En general, evito juzgar a las personas o situaciones como buenas o malas. Prefiero interpretarlas como aquellas que me acercan o me alejan de mi propósito o valores. Sin embargo, existen criterios comúnmente aceptados que nos están haciendo daño.
En este sentido, considero que como peruanos no hemos aprendido a mirarnos como país, como equipo, como un todo. Hemos aprendido a cuidar nuestro pequeño espacio como si fuera el territorio completo, creando barreras (emocionales, mentales y físicas) que buscan alejarnos de los otros. Encasillamos a las personas de nuestras regiones utilizando calificativos discriminatorios y dañinos. Así, por ejemplo, a los nacidos en la sierra: los cholos. A los nacidos en la selva: los charapas. Y, los de la costa: pituquitos. Todas estas, etiquetas generalizadas, que se usan como insulto en alguna pelea. ¿Cómo podemos encontrar un punto común si solo creamos distancia, si solo encontramos diferencias?

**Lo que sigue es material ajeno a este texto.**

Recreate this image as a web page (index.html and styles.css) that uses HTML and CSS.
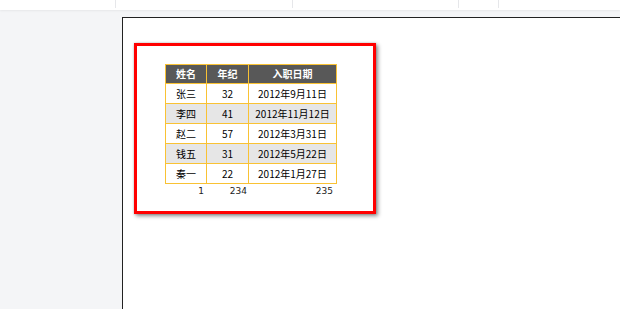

Aprendimos también que solo somos capaces de unimos para luchar en contra de algo y no hemos sabido encontrar puntos de encuentro que nos unan en motivaciones comunes. Por ejemplo, las marchas en las calles suelen ser en contra de algo. Vale la pena aclarar que no estoy en desacuerdo con esto, creo que hay cosas que deben ser redefinidas o extirpadas para poder evolucionar. No estoy juzgando ello, solo me cuestiono que no podamos tener la misma energía, fuerza y espíritu de equipo para construir una causa común.
Esta misma forma de actuar la observo en las empresas en las que acompaño en procesos de transformación cultural. Cada área es una isla que compite con la otra. El ejemplo más frecuente y generalizado (pero no el único) se da entre las áreas comerciales y las áreas financieras. Cada una defiende sus indicadores sin tratar de entender qué motiva y qué busca proteger la otra área. Decidir comprender qué mueve al otro no significa darle la razón o dejar de luchar por nuestros resultados. Tener el coraje de abrir una conversación de entendimiento implica confiar en la posibilidad de construir nuevas formas, de lograr acuerdos y, lo más importante, entender que el espíritu del equipo no es solo el espíritu de mi área, sino el espíritu de la empresa.
Volviendo al ejemplo de lo que aprendimos como sociedad, solemos etiquetar también a las otras áreas con comportamientos generalizados e irreales: “Son unos desordenados” “No les importa nada ni nadie” “Son unos cuadriculados, no entienden el negocio”. Lo increíble es que este tipo de frases las compartimos entre los miembros de nuestra área, las asumimos como verdades y las usamos para hacer causa común en contra de los otros. Este tipo de comportamiento socialmente aprendido genera enromes grietas de comunicación que, si bien no se dicen de manera explícita, se ponen de manifiesto en las reuniones que suelen ser tensas e improductivas basadas en conversaciones enfocadas en errores y culpables.
Hace un tiempo me tocó vivir una experiencia personal relacionada a esto. Estaba en una tienda pequeña con mi hija de 4 años mirando los productos cuando escucho a mi hija gritar: “mamá, una serrana”, al voltear la mirada hacia la puerta de la tienda, veo una señora con traje típico de la sierra que vendía maní, habas y otras cositas. Miro a las personas a mi alrededor y me observaban de manera inquisidora, incomodas y fastidiadas. Miro a mi hija y le comento: ¿Linda la señora, no? Y ella, con los ojos iluminados de entusiasmo me responde: Si mamá, igual a la mamá de Margarita, vamos a comprarle algo.
Margarita es la señora a quien le debo el funcionamiento correcto de la casa y la buena alimentación de mi hija. Una mujer ayacuchana admirable, quien vino a Lima huyendo del terrorismo y que nos ayuda en casa desde hace 7 años (la edad de mi hija). Mi hija y ella tienen una relación hermosa. Arianna conoce a la mamá de Margarita pues hemos almorzado juntas un par de veces (cuando la señora viene a Lima). El grito de mi hija fue desde la alegría y el entusiasmo. Reconozco que yo también me asusté, pensé que ella también había aprendido mal (o mejor dicho que, sin darme cuenta, le había enseñado mal) pero felizmente, esta maestra mía estuvo ahí para enseñarme sobre el valor de las diferencias y abrazarlas para construir.
Hay una frase que me gusta mucho que quisiera compartir: Las diferencias nos enriquecen, el respeto nos une. En un país como el nuestro, cargado de historia de diferencias, colmado de geografías disimiles, podemos encontrar la belleza si la buscamos y decidir respetar. Tenemos una historia de aprendizajes basados en “divide y vencerás”, nos toca ahora reaprender y valorarar las diferencias para que, desde el respeto, podamos construir nuevas posibilidades.